=== WRITTEN TASK ===
Return only the lines from the top of the data down to the one that holds "number, number, number];", both included, without any pictures.

=== SOURCE EXCERPT ===
--- Start ---

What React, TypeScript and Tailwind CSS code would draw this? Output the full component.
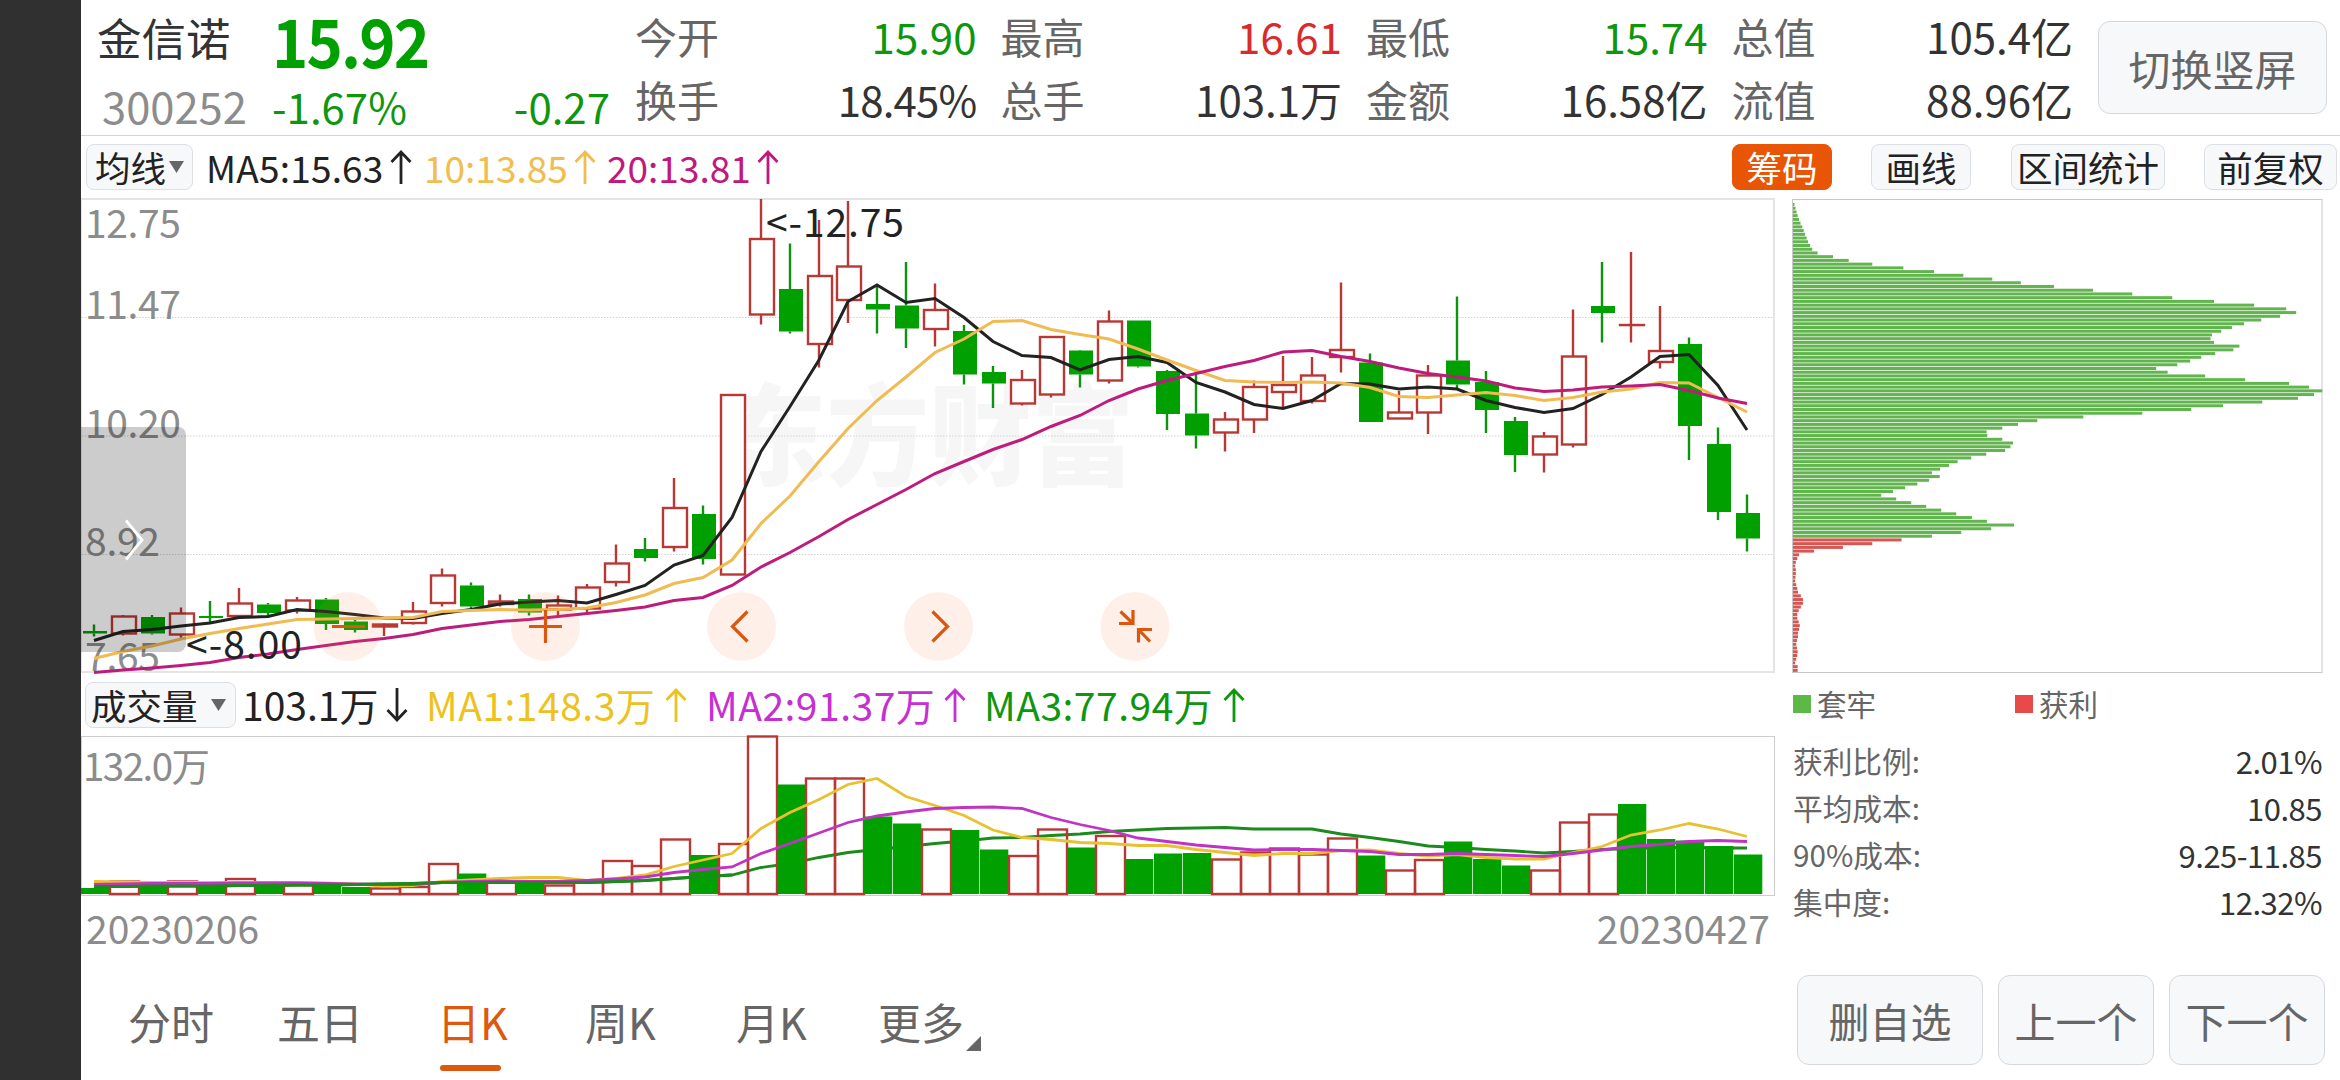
import type { ReactNode } from "react";
import clsx from "clsx";

const RED = "#b83835";
const GREEN = "#00a000";

/** [direction, high, body top, body bottom, low, volume top] */
type Candle = ["r" | "g", number, number, number, number, number];

const candles: Candle[] = [
  ["g", 624.5, 631, 633.5, 636.5, 888],
  ["r", 615, 616.5, 633.5, 635.5, 881.5],
  ["g", 615, 617, 633.5, 634.5, 885.5],
  ["r", 607.5, 613.5, 634.5, 638, 881.5],
  ["g", 601, 616, 618, 622.5, 886],
  ["r", 588, 603.5, 616, 617, 879],
  ["g", 603, 604.5, 613, 615.5, 884.5],
  ["r", 597, 600.5, 610.5, 613.5, 885],
  ["g", 598, 599.5, 624, 630, 885],
  ["g", 620, 621.5, 630, 632.5, 887],
  ["r", 623.5, 624.5, 626.5, 636, 888.5],
  ["r", 602, 611.5, 623, 624.5, 887],
  ["r", 568.5, 575.5, 603, 606.5, 864],
  ["g", 582.5, 585.5, 606.5, 609.5, 873.5],
  ["r", 594.5, 601.5, 604, 606.5, 882.5],
  ["g", 594.5, 599, 612.5, 615.5, 884],
  ["r", 595.5, 605.5, 609.5, 615.5, 885.5],
  ["r", 584, 587.5, 608.5, 612.5, 881],
  ["r", 544.5, 563.5, 582, 586.5, 861],
  ["g", 538, 549, 558, 561.5, 866],
  ["r", 478, 508, 547, 551.5, 839.5],
  ["g", 505.5, 514, 559, 564.5, 855],
  ["r", 395, 395, 574.5, 574.5, 844],
  ["r", 199, 239, 314.5, 324.5, 736.5],
  ["g", 243.5, 289, 331.5, 333.5, 784.5],
  ["r", 220, 276, 344, 367.5, 778.5],
  ["r", 201, 266.5, 300, 323, 778.5],
  ["g", 285, 304, 309.5, 333.5, 816.5],
  ["g", 262, 305.5, 328.5, 348, 823.5],
  ["r", 283.5, 310, 329, 346.5, 829.5],
  ["g", 325, 331, 374.5, 384.5, 830],
  ["g", 366, 372, 383.5, 408, 849.5],
  ["r", 370, 380, 403.5, 405.5, 856],
  ["r", 336, 337, 394.5, 397.5, 829.5],
  ["g", 350, 350.5, 374.5, 387.5, 847.5],
  ["r", 310.5, 321.5, 380.5, 383.5, 836],
  ["g", 320.5, 320.5, 366.5, 367.5, 859],
  ["g", 370, 371, 414, 430, 853.5],
  ["g", 371.5, 413.5, 435.5, 448.5, 853],
  ["r", 412, 419.5, 432.5, 451.5, 859.5],
  ["r", 380.5, 387, 419.5, 433, 852.5],
  ["r", 356, 385, 392, 408.5, 848.5],
  ["r", 357, 375.5, 401, 403.5, 854.5],
  ["r", 282.5, 350, 357, 372.5, 838.5],
  ["g", 353.5, 362.5, 422, 422, 855.5],
  ["r", 391, 412.5, 418.5, 418.5, 870.5],
  ["r", 365, 375.5, 412.5, 434, 860],
  ["g", 296.5, 360.5, 384.5, 388.5, 841.5],
  ["g", 371, 382, 410, 433, 859],
  ["g", 417, 421, 455, 472, 865.5],
  ["r", 432, 436.5, 454.5, 472.5, 870.5],
  ["r", 309.5, 356.5, 444.5, 447.5, 822.5],
  ["g", 262, 306, 313, 342.5, 814.5],
  ["r", 252, 325, 325, 342.5, 804],
  ["r", 306, 351, 362, 368.5, 839],
  ["g", 337.5, 344, 426, 460, 840.5],
  ["g", 427.5, 444, 512, 520, 846],
  ["g", 494.5, 513, 538.5, 551.5, 854.5],
];

// volume bars whose colour differs from the candle above them
const volumeColor: Record<number, "r" | "g"> = { 19: "r", 52: "r", 53: "g", 54: "g" };

const ma5 = [
  640.5, 631.5, 629.5, 626, 623, 617.5, 616.5, 609.5, 611.5, 614.5, 618, 618.5, 613.5, 609.5, 604,
  602, 600.5, 603, 594.5, 585.5, 565, 555.5, 517.5, 451.5, 406.5, 360, 301.5, 285, 302.5, 298.5,
  317.5, 341.5, 355.5, 357.5, 370, 359.5, 356.5, 362.5, 382.5, 392, 404.5, 408.5, 400.5, 383.5,
  384, 389, 387, 389, 400.5, 407.5, 412.5, 408.5, 394.5, 377, 356.5, 354.5, 385.5, 430,
];
const ma10 = [
  658.5, 651.5, 646, 639, 633.5, 628.5, 624, 619.5, 619, 618.5, 618, 617.5, 611.5, 610.5, 609.5,
  610, 609.5, 608, 602.5, 595, 583.5, 577.5, 560, 523.5, 496, 461.5, 428.5, 400.5, 377, 352.5, 339,
  321.5, 320.5, 329.5, 334.5, 339, 349, 360, 370.5, 380.5, 382, 382.5, 382, 383, 387.5, 396.5,
  397.5, 395, 392.5, 395.5, 400.5, 397.5, 392, 389, 382.5, 383, 397.5, 412,
];
const ma20 = [
  672.5, 670, 668, 665.5, 662.5, 657.5, 654, 649.5, 645.5, 641.5, 638.5, 634.5, 628.5, 625, 621.5,
  619.5, 616.5, 613.5, 610.5, 607, 600.5, 597.5, 585.5, 567, 552.5, 536.5, 519.5, 504.5, 489.5,
  473.5, 461.5, 449.5, 439.5, 426.5, 415.5, 400.5, 389, 380.5, 373.5, 366.5, 360.5, 352, 350.5,
  356.5, 361.5, 368, 373.5, 377, 381, 388, 391.5, 390, 387, 386, 384.5, 390.5, 398, 403.5,
];
const vol1 = [
  881.5, 882, 882.5, 882.5, 882.5, 882.5, 882.5, 882.5, 883, 884, 886, 885.5, 881.5, 880, 878.5,
  877.5, 877.5, 880.5, 878.5, 875, 866.5, 860, 853.5, 828.5, 812.5, 799.5, 784.5, 778.5, 796.5,
  805.5, 815.5, 830, 837.5, 839.5, 842.5, 843.5, 845.5, 845.5, 849.5, 852.5, 855.5, 853.5, 853.5,
  850.5, 850, 853.5, 856, 854.5, 857.5, 859, 859, 852.5, 846.5, 835, 830, 823.5, 829, 836.5,
];
const vol2 = [
  884.5, 884, 883.5, 883.5, 883.5, 883, 883, 883, 883.5, 884, 884.5, 884.5, 882.5, 881.5, 881,
  881.5, 881.5, 880.5, 879, 877, 872.5, 869.5, 867, 853.5, 843.5, 833, 822.5, 816, 812, 808.5,
  807.5, 807, 808.5, 817.5, 824.5, 830.5, 838, 841.5, 845, 847.5, 850, 849.5, 849.5, 850.5, 851.5,
  854.5, 854.5, 853.5, 854.5, 855.5, 856.5, 853.5, 850, 846.5, 844.5, 841.5, 840.5, 841.5,
];
const vol3 = [
  886.5, 886.5, 886, 886, 886, 885.5, 885.5, 885, 885, 884.5, 884, 883.5, 882.5, 882.5, 882.5,
  882.5, 882.5, 882.5, 881.5, 880.5, 878.5, 876.5, 875, 867.5, 863.5, 857.5, 852.5, 849.5, 846.5,
  843.5, 841, 838, 837.5, 835.5, 834, 831.5, 830, 828.5, 828, 827.5, 829, 829, 829, 834, 837.5,
  841.5, 846, 847.5, 849.5, 851, 853, 851.5, 849.5, 848.5, 847.5, 847.5, 848, 848,
];

// cost distribution, one width per price level from high to low
const chips = [
  4, 7, 10, 13, 17, 21, 26, 30, 34, 38, 42, 48, 54, 69, 112, 156, 222, 309, 395, 477, 558, 638, 731,
  840, 950, 1062, 1179, 1291, 1381, 1409, 1364, 1311, 1263, 1229, 1199, 1173, 1169, 1179, 1250,
  1233, 1182, 1143, 1112, 1076, 1017, 1049, 1154, 1266, 1389, 1445, 1482, 1459, 1414, 1314, 1204,
  1115, 978, 813, 684, 630, 586, 542, 544, 586, 616, 609, 594, 541, 499, 461, 437, 412, 389, 411,
  381, 348, 314, 280, 247, 289, 331, 373, 415, 457, 501, 543, 619, 555, 471, 389, 304, 222, 140,
  59, 17, 12, 8, 6, 8, 8, 7, 6, 9, 12, 14, 22, 28, 28, 22, 16, 12, 12, 16, 19, 17, 14, 14, 11, 9,
  11, 13, 12, 9, 6, 13, 13,
];
const PROFIT_FROM = 90;

const xAt = (i: number) => 94 + 29 * i;
const toPoints = (ys: number[]) => ys.map((y, i) => `${xAt(i)},${y}`).join(" ");

function Line({ ys, color, width = 3 }: { ys: number[]; color: string; width?: number }) {
  return <polyline points={toPoints(ys)} fill="none" stroke={color} strokeWidth={width} />;
}

function Arrow({ down }: { down?: boolean }) {
  return (
    <svg
      viewBox="0 0 22 34"
      className={clsx("h-[34px] w-[22px] shrink-0", down && "rotate-180")}
      fill="none"
      stroke="currentColor"
      strokeWidth="2.8"
    >
      <path d="M11 34V2M1.5 12L11 2L20.5 12" />
    </svg>
  );
}

function Caret() {
  return (
    <svg viewBox="0 0 15 12" className="h-3 w-[15px] shrink-0" fill="#666">
      <path d="M0 0H15L7.5 12Z" />
    </svg>
  );
}

const stats = [
  [
    { label: "今开", value: "15.90", tone: "text-[#0f960f]" },
    { label: "换手", value: "18.45%", tone: "tracking-[-0.8px] text-[#333]" },
  ],
  [
    { label: "最高", value: "16.61", tone: "text-[#d92b2b]" },
    { label: "总手", value: "103.1万", tone: "text-[#333]" },
  ],
  [
    { label: "最低", value: "15.74", tone: "text-[#0f960f]" },
    { label: "金额", value: "16.58亿", tone: "text-[#333]" },
  ],
  [
    { label: "总值", value: "105.4亿", tone: "text-[#333]" },
    { label: "流值", value: "88.96亿", tone: "text-[#333]" },
  ],
];

function Header() {
  return (
    <header className="flex h-[136px] border-b border-[#d5d5d5]">
      <div className="w-[191px] pt-[15px] pl-4 leading-none">
        <div className="text-[44.5px] text-[#333]">金信诺</div>
        <div className="mt-[24px] pl-[5px] text-[43.5px] text-[#8c8c8c]">300252</div>
      </div>
      <div className="w-[338px] text-[#0f960f]">
        <div className="h-[84px] w-[170px] origin-left scale-x-[0.92] text-[67px] leading-[78px] font-bold tracking-[-2px] text-[#00a000]">
          15.92
        </div>
        <div className="flex justify-between text-[42px] leading-[44px]">
          <span>-1.67%</span>
          <span>-0.27</span>
        </div>
      </div>
      <div className="flex gap-[24px] pt-[15px] pl-[25px]">
        {stats.map((col) => (
          <div key={col[0].label} className="flex w-[341.5px] flex-col gap-[21px] leading-none">
            {col.map((s) => (
              <div key={s.label} className="flex justify-between text-[42px]">
                <span className="text-[#666]">{s.label}</span>
                <span className={s.tone}>{s.value}</span>
              </div>
            ))}
          </div>
        ))}
      </div>
      <button className="mt-[21px] ml-[25px] h-[93px] w-[229px] rounded-xl border border-[#d5d8dc] bg-[#f7f8fa] text-[42px] leading-none text-[#666]">
        切换竖屏
      </button>
    </header>
  );
}

function Tool({ children, className }: { children: ReactNode; className?: string }) {
  return (
    <button
      className={clsx(
        "h-[46px] shrink-0 rounded-lg border text-[35.5px] leading-none",
        className ?? "border-[#dcdfe3] bg-[#f7f8fa] text-[#222]",
      )}
    >
      {children}
    </button>
  );
}

function AverageBar() {
  return (
    <div className="flex h-[62px] items-center pl-[5px] text-[37px] leading-none">
      <div className="flex h-[46px] w-[107px] items-center gap-[3px] rounded-lg border border-[#dcdfe3] bg-[#f7f8fa] pl-2 text-[35.5px] text-[#222]">
        均线
        <Caret />
      </div>
      <div className="flex w-[219px] items-center justify-between pl-[13px] tracking-[0.2px] text-[#222]">
        MA5:15.63 <Arrow />
      </div>
      <div className="flex w-[184px] items-center justify-between pl-[12px] text-[#f0bd50]">
        10:13.85 <Arrow />
      </div>
      <div className="flex w-[183px] items-center justify-between pl-[11px] text-[#c0187c]">
        20:13.81 <Arrow />
      </div>
      <div className="ml-auto flex pr-[3px]">
        <Tool className="mr-[39px] w-[100px] border-[#e85505] bg-[#e85505] text-white">筹码</Tool>
        <div className="mr-10 flex w-[100px] flex-col">
          <Tool>画线</Tool>
        </div>
        <div className="mr-[39px] flex w-[154px] flex-col">
          <Tool>区间统计</Tool>
        </div>
        <div className="flex w-[133px] flex-col">
          <Tool>前复权</Tool>
        </div>
      </div>
    </div>
  );
}

function RoundButton({ cx, children }: { cx: number; children: ReactNode }) {
  return (
    <g transform={`translate(${cx} 626.5)`} fill="none" stroke="#d9570f" strokeWidth="3.2">
      <circle r="34.5" fill="#f5762a" fillOpacity="0.11" stroke="none" />
      {children}
    </g>
  );
}

const axis = [
  { y: 238, label: "12.75", w: 96 },
  { y: 319, label: "11.47", w: 96 },
  { y: 437.5, label: "10.20", w: 96 },
  { y: 556, label: "8.92", w: 75 },
  { y: 670.5, label: "7.65", w: 75 },
];

function PriceChart() {
  return (
    <svg viewBox="81 198 1695 476" className="h-[476px] w-[1695px]">
      <text
        x="724"
        y="477"
        fontSize="110"
        fontWeight="900"
        fill="#f6f6f6"
        textLength="410"
        lengthAdjust="spacingAndGlyphs"
      >
        东方财富
      </text>
      <rect x="81" y="199" width="1693" height="473" fill="none" stroke="#e4e4e4" strokeWidth="2" />
      {[317.5, 436, 554.5].map((y) => (
        <line key={y} x1="82" x2="1774" y1={y} y2={y} stroke="#d2d2d2" strokeDasharray="1.5 1.5" />
      ))}
      {axis.map((a) => (
        <text key={a.label} x="85" y={a.y} fontSize="39" fill="#8c8c8c" textLength={a.w}>
          {a.label}
        </text>
      ))}
      {candles.map(([dir, high, top, bottom, low], i) => {
        const x = xAt(i);
        const color = dir === "r" ? RED : "#0d930d";
        return (
          <g key={i} stroke={color} strokeWidth="2.4">
            <path d={`M${x} ${high}V${top}M${x} ${bottom}V${low}`} />
            {dir === "r" ? (
              <rect x={x - 11} y={top} width="24" height={Math.max(bottom - top, 0.1)} fill="#fff" />
            ) : (
              <rect x={x - 11} y={top} width="24" height={bottom - top} fill={GREEN} stroke="none" />
            )}
          </g>
        );
      })}
      <Line ys={ma5} color="#222" />
      <Line ys={ma10} color="#efbb52" />
      <Line ys={ma20} color="#bd1c7c" />
      <g fontSize="39" fill="#222">
        <text x="766" y="236.5" textLength="138">
          &lt;-12.75
        </text>
        <text x="186" y="659" textLength="116">
          &lt;-8.00
        </text>
      </g>
      <RoundButton cx={348}>
        <path d="M-16 0H17" />
      </RoundButton>
      <RoundButton cx={545.5}>
        <path d="M-16.5 0H16.5M0-16.5V16.5" />
      </RoundButton>
      <RoundButton cx={741.5}>
        <path d="M6-15L-9 0L6 15" />
      </RoundButton>
      <RoundButton cx={938.5}>
        <path d="M-6-15L9 0L-6 15" />
      </RoundButton>
      <RoundButton cx={1135}>
        <path d="M-14.5-15L-2-3M-2-16.5V-3H-16M15 15L3.5 3M3.5 16V3H17" />
      </RoundButton>
      <path d="M81 427H178a8 8 0 0 1 8 8V644a8 8 0 0 1-8 8H81Z" fill="#000" fillOpacity="0.2" />
      <path d="M126 520.5L142 540L126 559.5" fill="none" stroke="#fff" strokeWidth="2.8" />
    </svg>
  );
}

function VolumeBar() {
  return (
    <div className="flex h-[61px] items-center pl-[4px] text-[39px] leading-none">
      <div className="flex h-[46px] w-[151px] items-center gap-[13px] rounded-lg border border-[#dcdfe3] bg-[#f7f8fa] pl-[5px] text-[35.5px] text-[#222]">
        成交量
        <Caret />
      </div>
      <div className="flex w-[172px] items-center justify-between pl-1.5 text-[#222]">
        103.1万 <Arrow down />
      </div>
      <div className="flex w-[279px] items-center justify-between pl-[18px] tracking-[0.5px] text-[#ecc21f]">
        MA1:148.3万 <Arrow />
      </div>
      <div className="flex w-[279px] items-center justify-between pl-[19px] tracking-[0.5px] text-[#c62fd0]">
        MA2:91.37万 <Arrow />
      </div>
      <div className="flex w-[279px] items-center justify-between pl-[18px] tracking-[0.5px] text-[#0f960f]">
        MA3:77.94万 <Arrow />
      </div>
    </div>
  );
}

function VolumeChart() {
  return (
    <svg viewBox="81 735 1695 162" className="h-[162px] w-[1695px]">
      <rect x="81.5" y="736.5" width="1693" height="159" fill="none" stroke="#ccc" />
      <text x="83" y="781" fontSize="38.5" fill="#8c8c8c" textLength="127">
        132.0万
      </text>
      <Line ys={vol3} color="#1c8a1c" width={2.8} />
      {candles.map((c, i) => {
        const dir = volumeColor[i] ?? c[0];
        const top = c[5];
        return dir === "r" ? (
          <rect
            key={i}
            x={xAt(i) - 13}
            y={top}
            width="29"
            height={894 - top}
            fill="none"
            stroke={RED}
            strokeWidth="2.4"
          />
        ) : (
          <rect key={i} x={xAt(i) - 13} y={top} width="28.3" height={894 - top} fill={GREEN} />
        );
      })}
      <Line ys={vol1} color="#e8c030" width={2.8} />
      <Line ys={vol2} color="#c034c4" width={2.8} />
      <Line ys={vol3.slice(0, 23)} color="#1c8a1c" width={2.8} />
    </svg>
  );
}

function ChipChart() {
  return (
    <svg viewBox="1791 198 533 476" className="h-[476px] w-[533px]">
      <rect x="1792.5" y="199.5" width="529.5" height="473" fill="none" stroke="#c9c9c9" />
      {chips.map((w, i) => (
        <rect
          key={i}
          x="1793"
          y={203 + i * 3.727}
          width={w / 2.8}
          height="3"
          fill={i < PROFIT_FROM ? "#62b44e" : "#d85552"}
        />
      ))}
    </svg>
  );
}

const costRows = [
  ["获利比例:", "2.01%"],
  ["平均成本:", "10.85"],
  ["90%成本:", "9.25-11.85"],
  ["集中度:", "12.32%"],
];

function ChipPanel() {
  return (
    <div className="ml-[15px] w-[533px]">
      <ChipChart />
      <div className="flex h-[60px] items-center pl-0.5 text-[29.5px] leading-none text-[#666]">
        <i className="mr-1.5 size-[18px] bg-[#5db947]" />
        <span className="w-[198px]">套牢</span>
        <i className="mr-1.5 size-[18px] bg-[#e84a4a]" />
        <span>获利</span>
      </div>
      <dl className="pt-[3px] pr-0.5 pl-0.5 leading-none">
        {costRows.map(([label, value]) => (
          <div key={label} className="flex h-[47px] items-center justify-between">
            <dt className="text-[29.7px] text-[#666]">{label}</dt>
            <dd className="text-[31px] tracking-[-0.5px] text-[#333]">{value}</dd>
          </div>
        ))}
      </dl>
    </div>
  );
}

const tabs = [
  { label: "分时", width: "w-[149px]" },
  { label: "五日", width: "w-[160px]" },
  { label: "日K", width: "w-[148px]", active: true },
  { label: "周K", width: "w-[151px]" },
  { label: "月K", width: "w-[142px]" },
  { label: "更多", width: "w-[88px]" },
];

function Footer() {
  return (
    <footer className="flex h-[120px] pl-[47px] text-[43px] leading-none text-[#666]">
      {tabs.map((t) => (
        <div key={t.label} className={clsx("flex flex-col pt-[40px]", t.width)}>
          <span className={clsx(t.active && "text-[#dc5a10]")}>{t.label}</span>
          {t.active && <i className="mt-[22px] ml-[3px] h-1.5 w-[61px] rounded-full bg-[#dc5a10]" />}
        </div>
      ))}
      <svg viewBox="0 0 15 15" className="mt-[76px] size-[15px]" fill="#666">
        <path d="M15 0V15H0Z" />
      </svg>
      <div className="ml-auto flex gap-[15px] pt-[15px] pr-[15px] text-[41px]">
        {["删自选", "上一个", "下一个"].map((b, i) => (
          <button
            key={b}
            className={clsx(
              "h-[90px] rounded-xl border border-[#d5d8dc] bg-[#f7f8fa]",
              i === 0 ? "w-[186px]" : "w-[156px]",
            )}
          >
            {b}
          </button>
        ))}
      </div>
    </footer>
  );
}

export default function App() {
  return (
    <div className="flex h-[1080px] w-[2340px] overflow-hidden bg-white font-['Noto_Sans_CJK_SC',sans-serif] whitespace-nowrap">
      <aside className="w-[81px] shrink-0 bg-[#303030]" />
      <main className="flex flex-1 flex-col">
        <Header />
        <AverageBar />
        <div className="flex h-[762px]">
          <div className="w-[1695px]">
            <PriceChart />
            <VolumeBar />
            <VolumeChart />
            <div className="flex justify-between pt-[11px] pr-[6px] pl-[5px] text-[39px] leading-none text-[#8c8c8c]">
              <span>20230206</span>
              <span>20230427</span>
            </div>
          </div>
          <ChipPanel />
        </div>
        <Footer />
      </main>
    </div>
  );
}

--- End ---

=== SOLUTION ===
What React, TypeScript and Tailwind CSS code would draw this? Output the full component.
import type { ReactNode } from "react";
import clsx from "clsx";

const RED = "#b83835";
const GREEN = "#00a000";

/** [direction, high, body top, body bottom, low, volume top] */
type Candle = ["r" | "g", number, number, number, number, number];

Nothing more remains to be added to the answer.